I realize that no one wants to sully the great Minikura-sensei by dragging her down into the ghetto of yaoi, but it seems to me if the story was serialized in a BL anthology, girl is writing BL.

But, whatever.

So okay, the story.

Our very odd duck hero, Kubota, loves games. He’s good at them. Even though he’s just a high schooler, he’s making a sweep in the Maj Jong parlors. He seems to generally have a kind of predictive skill, combined with an almost Sherlockian eye for details. This, of course, catches the attention of the the local yakuza boss, Sanada. Sanada tells Kubota that what he really needs to do with his life is run the youth division of Sanada’s operation and he should start now by assassinating the previous head.

Which Kubota does effortlessly because, really, he’s kind of a sociopath.

Kubota runs the youth gangsters by mostly having them play video games with only the occasional drug run, and this goes along pretty well until one of his subordinate’s moms gets in trouble. She’s a sex worker who’s addicted to pills. Her son joined the gang basically so that he could be her supplier, get her the thug discount, as it were, and, you know vet the quality of the goods for her. Except, addicts are addicts and some times can’t wait on their nice mafia sons to bring them the drugs. She calls him one day because things are getting hot–the current dude she’s banging is going nuts. Son heads over to help out, only the dude? He’s a real beast.

No, literally, a REAL beast. Like dude is now mostly an animal.

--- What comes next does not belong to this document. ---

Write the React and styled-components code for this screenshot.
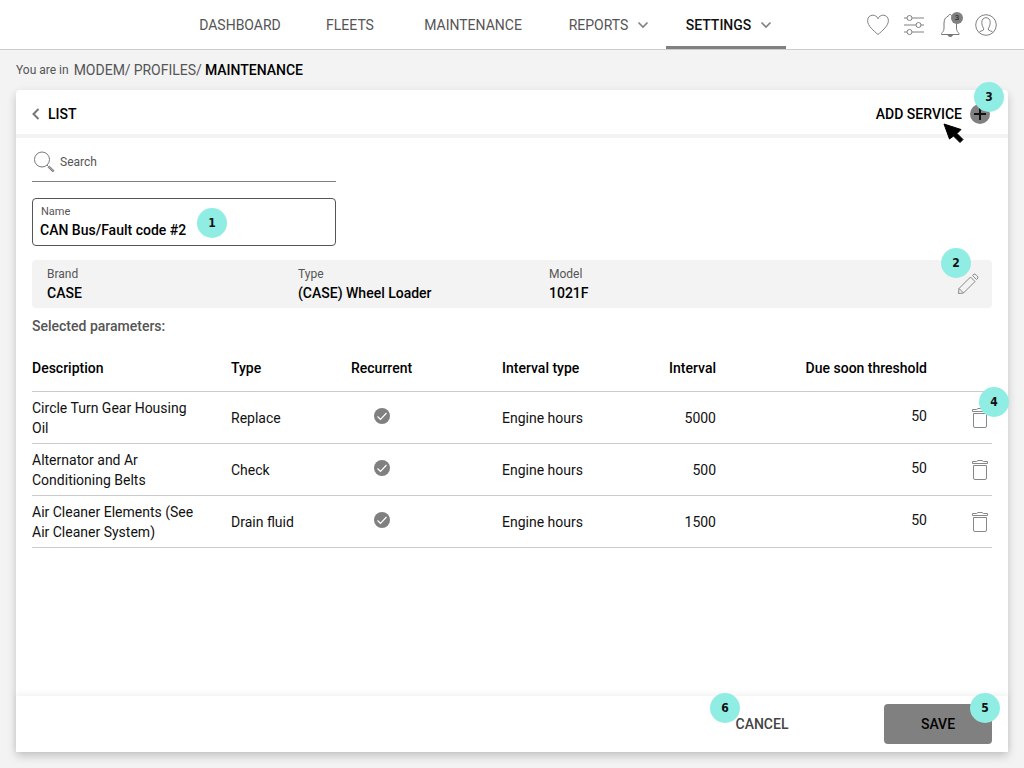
import React, { useState } from "react";
import styled, { createGlobalStyle, css } from "styled-components";

const initialServices = [
    {
        id: 1,
        description: "Circle Turn Gear Housing Oil",
        type: "Replace",
        recurrent: true,
        intervalType: "Engine hours",
        interval: 5000,
        threshold: 50,
        hint: 4,
    },
    {
        id: 2,
        description: "Alternator and Ar Conditioning Belts",
        type: "Check",
        recurrent: true,
        intervalType: "Engine hours",
        interval: 500,
        threshold: 50,
    },
    {
        id: 3,
        description: "Air Cleaner Elements (See Air Cleaner System)",
        type: "Drain fluid",
        recurrent: true,
        intervalType: "Engine hours",
        interval: 1500,
        threshold: 50,
    },
];

const ChevronDown = () => (
    <svg width="12" height="8" viewBox="0 0 12 8" fill="none" stroke="#808080" strokeWidth="1.6" aria-hidden="true">
        <path d="M1.5 1.5 L6 6 L10.5 1.5" />
    </svg>
);

const ChevronLeft = () => (
    <svg width="8" height="12" viewBox="0 0 8 12" fill="none" stroke="#777" strokeWidth="2" aria-hidden="true">
        <path d="M6.5 1 L1.5 6 L6.5 11" />
    </svg>
);

const HeartIcon = () => (
    <svg width="22" height="22" viewBox="0 0 22 22" fill="none" stroke="#808080" aria-hidden="true">
        <path d="M11 20.5 C7 17 0.6 12 0.6 6.6 C0.6 3.2 3 1.2 5.8 1.2 C8.3 1.2 10.2 2.6 11 4.8 C11.8 2.6 13.7 1.2 16.2 1.2 C19 1.2 21.4 3.2 21.4 6.6 C21.4 12 15 17 11 20.5 Z" />
    </svg>
);

const SlidersIcon = () => (
    <svg width="22" height="22" viewBox="0 0 22 22" fill="none" stroke="#808080" aria-hidden="true">
        <path d="M1 4 H4 M9 4 H21 M1 11 H13 M18 11 H21 M1 18 H4 M9 18 H21" />
        <circle cx="6.5" cy="4" r="2.5" />
        <circle cx="15.5" cy="11" r="2.5" />
        <circle cx="6.5" cy="18" r="2.5" />
    </svg>
);

const BellIcon = () => (
    <svg width="22" height="24" viewBox="0 0 22 24" fill="none" stroke="#777" aria-hidden="true">
        <path d="M2.5 21.5 C2 19.5 5 19.5 5 15 V10 C5 6 7.3 3.5 9.5 3 C9.5 0.9 12.5 0.9 12.5 3 C15 3.5 17.500 6 17.5 10 V15 C17.5 19.5 20.500 19.5 20 21.5 Z" />
        <path d="M9 22 H13.5 C13 24 9.5 24 9 22 Z" fill="#777" />
    </svg>
);

const UserIcon = () => (
    <svg width="22" height="22" viewBox="0 0 22 22" fill="none" stroke="#808080" aria-hidden="true">
        <circle cx="11" cy="11" r="10.3" />
        <path d="M4 18.500 C4.500 16.500 8.800 17.500 8.800 15 C8.800 14 6.800 12.500 6.800 8.500 C6.800 5.500 8.500 3.700 11 3.700 C13.500 3.700 15.200 5.500 15.200 8.500 C15.200 12.500 13.200 14 13.200 15 C13.200 17.500 17.500 16.500 18 18.500" />
    </svg>
);

const PlusIcon = () => (
    <svg width="20" height="20" viewBox="0 0 20 20" aria-hidden="true">
        <circle cx="10" cy="10" r="10" fill="#808080" />
        <path d="M10 4 V16 M4 10 H16" stroke="#111" strokeWidth="2" />
    </svg>
);

const CursorIcon = () => (
    <svg width="22" height="22" viewBox="0 0 22 22" aria-hidden="true">
        <path
            d="M1 1 L6.5 16 L10.5 13 L17 19.5 L20 16.500 L14 10.5 L18 6.5 Z"
            fill="#000"
            stroke="#000"
            strokeLinejoin="round"
        />
    </svg>
);

const SearchIcon = () => (
    <svg width="22" height="22" viewBox="0 0 22 22" fill="none" stroke="#777" aria-hidden="true">
        <circle cx="9" cy="8.5" r="7.5" />
        <path d="M14 14 L15.5 15.5" />
        <path d="M15.2 16.4 L16.4 15.2 L21 19.7 L19.8 20.9 Z" fill="#aaa" />
    </svg>
);

const PencilIcon = () => (
    <svg width="22" height="22" viewBox="0 0 22 22" fill="none" stroke="#888" aria-hidden="true">
        <path d="M1.5 20.5 L2 15.500 L13.500 4 L18 8.500 L6.500 20 Z M2 15.500 L6.500 20 M15.500 2.500 L17 1 C18 0.400 21.600 4 21 5 L19.500 6.500 Z" />
    </svg>
);

const TrashIcon = () => (
    <svg width="16" height="21" viewBox="0 0 16 21" fill="none" stroke="#888" aria-hidden="true">
        <path d="M0.5 4.5 V2.500 H4.5 L6 1.500 H10 L11.5 2.5 H15.5 V4.5 Z" />
        <path d="M1.5 6.5 H14.5 V19 Q14.5 20.5 13 20.5 H3 Q1.5 20.5 1.5 19 Z" />
    </svg>
);

const CheckIcon = () => (
    <svg width="16" height="16" viewBox="0 0 16 16" role="img" aria-label="Yes">
        <circle cx="8" cy="8" r="8" fill="#808080" />
        <path d="M3.5 8.5 L6.5 11.3 L12.5 5" fill="none" stroke="#fff" strokeWidth="1.2" />
    </svg>
);

const App = () => {
    const [services, setServices] = useState(initialServices);
    const [name, setName] = useState("CAN Bus/Fault code #2");
    const [search, setSearch] = useState("");

    const removeService = (id) => {
        setServices(services.filter((service) => service.id !== id));
    };

    const visible = services.filter((service) =>
        service.description.toLowerCase().includes(search.toLowerCase())
    );

    return (
        <Page>
            <GlobalStyle />
            <TopBar>
                <Nav>
                    <NavLink href="#dashboard" $width={120}>DASHBOARD</NavLink>
                    <NavLink href="#fleets" $width={100}>FLEETS</NavLink>
                    <NavLink href="#maintenance" $width={146}>MAINTENANCE</NavLink>
                    <NavLink href="#reports" $width={120} $menu>
                        REPORTS <ChevronDown />
                    </NavLink>
                    <NavLink href="#settings" $width={120} $menu $active>
                        SETTINGS <ChevronDown />
                    </NavLink>
                </Nav>
                <Actions>
                    <IconButton aria-label="Favourites"><HeartIcon /></IconButton>
                    <IconButton aria-label="Filters"><SlidersIcon /></IconButton>
                    <IconButton aria-label="Notifications">
                        <BellIcon />
                        <Count>3</Count>
                    </IconButton>
                    <IconButton aria-label="Account"><UserIcon /></IconButton>
                </Actions>
            </TopBar>

            <Breadcrumb aria-label="Breadcrumb">
                <small>You are in</small>
                <a href="#modem">MODEM/</a>
                <a href="#profiles">PROFILES/</a>
                <strong>MAINTENANCE</strong>
            </Breadcrumb>

            <Card>
                <CardHeader>
                    <TextButton>
                        <ChevronLeft /> LIST
                    </TextButton>
                    <TextButton>
                        ADD SERVICE <PlusIcon />
                        <Cursor><CursorIcon /></Cursor>
                        <Hint $top={-18} $right={-14}>3</Hint>
                    </TextButton>
                </CardHeader>

                <Body>
                    <SearchField>
                        <SearchIcon />
                        <input
                            type="text"
                            aria-label="Search"
                            placeholder="Search"
                            value={search}
                            onChange={(e) => setSearch(e.target.value)}
                        />
                    </SearchField>

                    <NameField>
                        <label htmlFor="name">Name</label>
                        <input id="name" type="text" value={name} onChange={(e) => setName(e.target.value)} />
                        <Hint $top={9} $left={164}>1</Hint>
                    </NameField>

                    <Machine>
                        <MachineItem>
                            <dt>Brand</dt>
                            <dd>CASE</dd>
                        </MachineItem>
                        <MachineItem>
                            <dt>Type</dt>
                            <dd>(CASE) Wheel Loader</dd>
                        </MachineItem>
                        <MachineItem>
                            <dt>Model</dt>
                            <dd>1021F</dd>
                        </MachineItem>
                        <IconButton aria-label="Edit machine">
                            <PencilIcon />
                            <Hint $top={-25} $right={8}>2</Hint>
                        </IconButton>
                    </Machine>

                    <SectionTitle>Selected parameters:</SectionTitle>

                    <Table>
                        <colgroup>
                            <col />
                            <Col $width={120} />
                            <Col $width={151} />
                            <Col $width={120} />
                            <Col $width={94} />
                            <Col $width={211} />
                            <Col $width={65} />
                        </colgroup>
                        <thead>
                            <tr>
                                <Th>Description</Th>
                                <Th>Type</Th>
                                <Th>Recurrent</Th>
                                <Th>Interval type</Th>
                                <Th $right>Interval</Th>
                                <Th $right>Due soon threshold</Th>
                                <Th aria-label="Actions" />
                            </tr>
                        </thead>
                        <tbody>
                            {visible.map((service) => (
                                <tr key={service.id}>
                                    <Td $wrap>{service.description}</Td>
                                    <Td>{service.type}</Td>
                                    <Td $icon>{service.recurrent && <CheckIcon />}</Td>
                                    <Td>{service.intervalType}</Td>
                                    <Td $right>{service.interval}</Td>
                                    <Td $right $raised>{service.threshold}</Td>
                                    <Td>
                                        <DeleteButton
                                            aria-label={`Delete ${service.description}`}
                                            onClick={() => removeService(service.id)}
                                        >
                                            <TrashIcon />
                                            {service.hint && <Hint $top={-20} $right={-21}>{service.hint}</Hint>}
                                        </DeleteButton>
                                    </Td>
                                </tr>
                            ))}
                        </tbody>
                    </Table>
                </Body>

                <Footer>
                    <Button>
                        CANCEL
                        <Hint $top={-11} $left={2}>6</Hint>
                    </Button>
                    <Button $primary>
                        SAVE
                        <Hint $top={-11} $right={-8}>5</Hint>
                    </Button>
                </Footer>
            </Card>
        </Page>
    );
};

const GlobalStyle = createGlobalStyle`
    * {
        box-sizing: border-box;
    }

    body {
        margin: 0;
        background: #f3f3f3;
        color: #111;
        font-family: Roboto, sans-serif;
        font-size: 14px;
        line-height: 20px;
    }

    button,
    input {
        font: inherit;
        color: inherit;
        background: none;
        border: none;
        padding: 0;
        outline: none;
    }

    button {
        cursor: pointer;
    }

    svg {
        display: block;
        flex-shrink: 0;
    }
`;

const Page = styled.div`
    min-height: 100vh;
    display: flex;
    flex-direction: column;
`;

const TopBar = styled.header`
    height: 50px;
    display: flex;
    justify-content: space-between;
    padding: 0 27px 0 180px;
    background: #fff;
    border-bottom: 1px solid #ccc;
`;

const Nav = styled.nav`
    display: flex;
`;

const NavLink = styled.a`
    width: ${({ $width }) => $width}px;
    display: flex;
    align-items: center;
    justify-content: center;
    gap: 9px;
    padding-top: 4px;
    padding-left: ${({ $menu }) => ($menu ? 6 : 0)}px;
    border-bottom: 3px solid transparent;
    color: #555;
    text-decoration: none;

    ${({ $active }) =>
        $active &&
        css`
            color: #111;
            font-weight: 500;
            border-bottom-color: #808080;
        `}
`;

const Actions = styled.div`
    display: flex;
    align-items: center;
    gap: 14px;
`;

const IconButton = styled.button`
    position: relative;
    display: flex;
`;

const Count = styled.span`
    position: absolute;
    top: -1px;
    right: -2px;
    width: 12px;
    height: 12px;
    border-radius: 50%;
    background: #808080;
    color: #222;
    font-size: 8px;
    line-height: 12px;
    text-align: center;
`;

const Breadcrumb = styled.nav`
    height: 40px;
    display: flex;
    align-items: center;
    gap: 3px;
    padding: 0 16px;

    small {
        margin-right: 2px;
        font-size: 12px;
        color: #555;
    }

    a {
        color: #555;
        text-decoration: none;
    }

    strong {
        font-weight: 500;
        color: #000;
    }
`;

const Card = styled.main`
    flex: 1;
    display: flex;
    flex-direction: column;
    margin: 0 16px 16px;
    background: #fff;
    border-radius: 4px 4px 0 0;
    box-shadow: 0 4px 10px rgba(0, 0, 0, 0.2);
`;

const CardHeader = styled.div`
    height: 48px;
    display: flex;
    align-items: center;
    justify-content: space-between;
    padding: 0 18px 0 16px;
    border-bottom: 4px solid #f3f3f3;
`;

const TextButton = styled.button`
    position: relative;
    display: flex;
    align-items: center;
    gap: 8px;
    padding-top: 4px;
    font-weight: 500;
    color: #000;
`;

const Cursor = styled.span`
    position: absolute;
    top: 23px;
    right: 25px;
`;

const Hint = styled.span`
    position: absolute;
    z-index: 1;
    top: ${({ $top }) => $top}px;
    ${({ $left }) => $left !== undefined && `left: ${$left}px;`}
    ${({ $right }) => $right !== undefined && `right: ${$right}px;`}
    width: 30px;
    height: 30px;
    border-radius: 50%;
    background: #90ede3;
    color: #111;
    font-family: "DejaVu Sans Condensed", "DejaVu Sans", sans-serif;
    font-size: 12px;
    font-weight: 700;
    line-height: 30px;
    text-align: center;
`;

const Body = styled.div`
    flex: 1;
    padding: 4px 16px 16px;
`;

const SearchField = styled.div`
    max-width: 304px;
    height: 40px;
    display: flex;
    align-items: center;
    gap: 5px;
    padding-left: 1px;
    border-bottom: 1px solid #808080;

    input {
        flex: 1;
        min-width: 0;
        font-size: 12px;
    }

    input::placeholder {
        color: #555;
        opacity: 1;
    }
`;

const NameField = styled.div`
    position: relative;
    max-width: 304px;
    height: 48px;
    display: flex;
    flex-direction: column;
    margin-top: 16px;
    padding: 5px 7px 0;
    border: 1px solid #555;
    border-radius: 4px;

    label {
        padding-left: 1px;
        font-size: 11px;
        line-height: 16px;
        color: #555;
    }

    input {
        height: 20px;
        font-weight: 500;
        color: #000;
    }
`;

const Machine = styled.dl`
    height: 48px;
    display: flex;
    align-items: center;
    margin: 14px 0 0;
    padding: 0 13px 0 15px;
    background: #f3f3f3;
    border-radius: 4px;

    ${IconButton} {
        margin-left: auto;
    }
`;

const MachineItem = styled.div`
    width: 251px;

    dt {
        font-size: 12px;
        line-height: 18px;
        color: #555;
    }

    dd {
        margin: 0;
        font-weight: 500;
        color: #000;
    }
`;

const SectionTitle = styled.h2`
    margin: 8px 0 9px;
    font-size: 14px;
    line-height: 20px;
    font-weight: 500;
    color: #555;
`;

const Table = styled.table`
    width: 100%;
    table-layout: fixed;
    border-spacing: 0;
`;

const Col = styled.col`
    width: ${({ $width }) => $width}px;
`;

const Th = styled.th`
    height: 47px;
    padding: 0;
    border-bottom: 1px solid #ccc;
    font-weight: 500;
    color: #000;
    text-align: ${({ $right }) => ($right ? "right" : "left")};
`;

const Td = styled.td`
    height: 52px;
    padding: 0;
    padding-right: ${({ $wrap }) => ($wrap ? 32 : 0)}px;
    padding-bottom: ${({ $raised, $icon }) => ($raised || $icon ? 4 : 0)}px;
    padding-left: ${({ $icon }) => ($icon ? 23 : 0)}px;
    border-bottom: 1px solid #ccc;
    text-align: ${({ $right }) => ($right ? "right" : "left")};
`;

const DeleteButton = styled(IconButton)`
    margin-left: auto;
    margin-right: 4px;
`;

const Footer = styled.footer`
    height: 56px;
    display: flex;
    align-items: center;
    justify-content: flex-end;
    gap: 68px;
    padding: 0 16px;
    box-shadow: 0 -2px 6px rgba(0, 0, 0, 0.06);
`;

const Button = styled.button`
    position: relative;
    width: 108px;
    height: 40px;
    border-radius: 4px;
    font-weight: 500;
    color: ${({ $primary }) => ($primary ? "#000" : "#444")};
    background: ${({ $primary }) => ($primary ? "#808080" : "transparent")};
`;

export default App;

Thus, the plot begins in earnest. We discover that the streets are being flooded with a drug known initially only by its initials: WA. But, given the title of the manga, we can presume this is the titular subject: wild adaptor. It seems to have a random side effect of turning people into animals.

Delinquent dutiful son and Kubota are now on the trail of this drug. Unfortunately, whoever is supplying it is willing to kill to keep it out of enemy hands. Thus, Kubota’s dutiful delinquent subordinate is killed when he tries to deliver a sample.

Kubota promptly quits the organization.

And randomly picks up a boyfriend stray cat from an ally, Minoru Tokito.

That’s where the first volume ends. Somehow, the volume that I had on my shelves was actually volume two. The story in volume two is told from the point of view of a pregnant runaway who runs into Kubota a year after he quit the yakuza and has been living in domestic harmony with Tokito. They meet because he helps her out of a shoplifting charge and decides she’s another sort of stray to take in. Tokito doesn’t like this at all, but in the end the two of them try to help her find her lover… only that leads them to be further entangled in the WA drug plot.

The second volume, the one I actually own, wasn’t nearly as interesting to me as the first, which I ended up reading online. It’s clear that Minekura-sensei isn’t so sure herself that she wants to write yaoi, so the gayest things get in the second volume is a lot of people referring to Tokito as Kubota’s cat and some vague implications of coupleness between them from the runaway’s POV.


Even if I don’t end up keeping the physical copy, I’m probably going to keep reading this manga. I’ll be curious to see if we ever get anything more than a kiss. Given what Wikipedia says, I kind of doubt it, which is a bit of a bummer.

If you are familiar with the art style of Saiyuki, you know what this manga looks like. The main character smokes CONSTANTLY, which is clearly some kind of kink for Minkekura-sensei. The other thing that’s striking about it is that the panels are all surrounded by black instead of white (a lot of ink died for these volumes) which supposedly is usually used to denote a flashback–though I can’t say that I’d noticed that before.

So, keep it? Maybe not since it’s #2, but recommend it? Most certainly.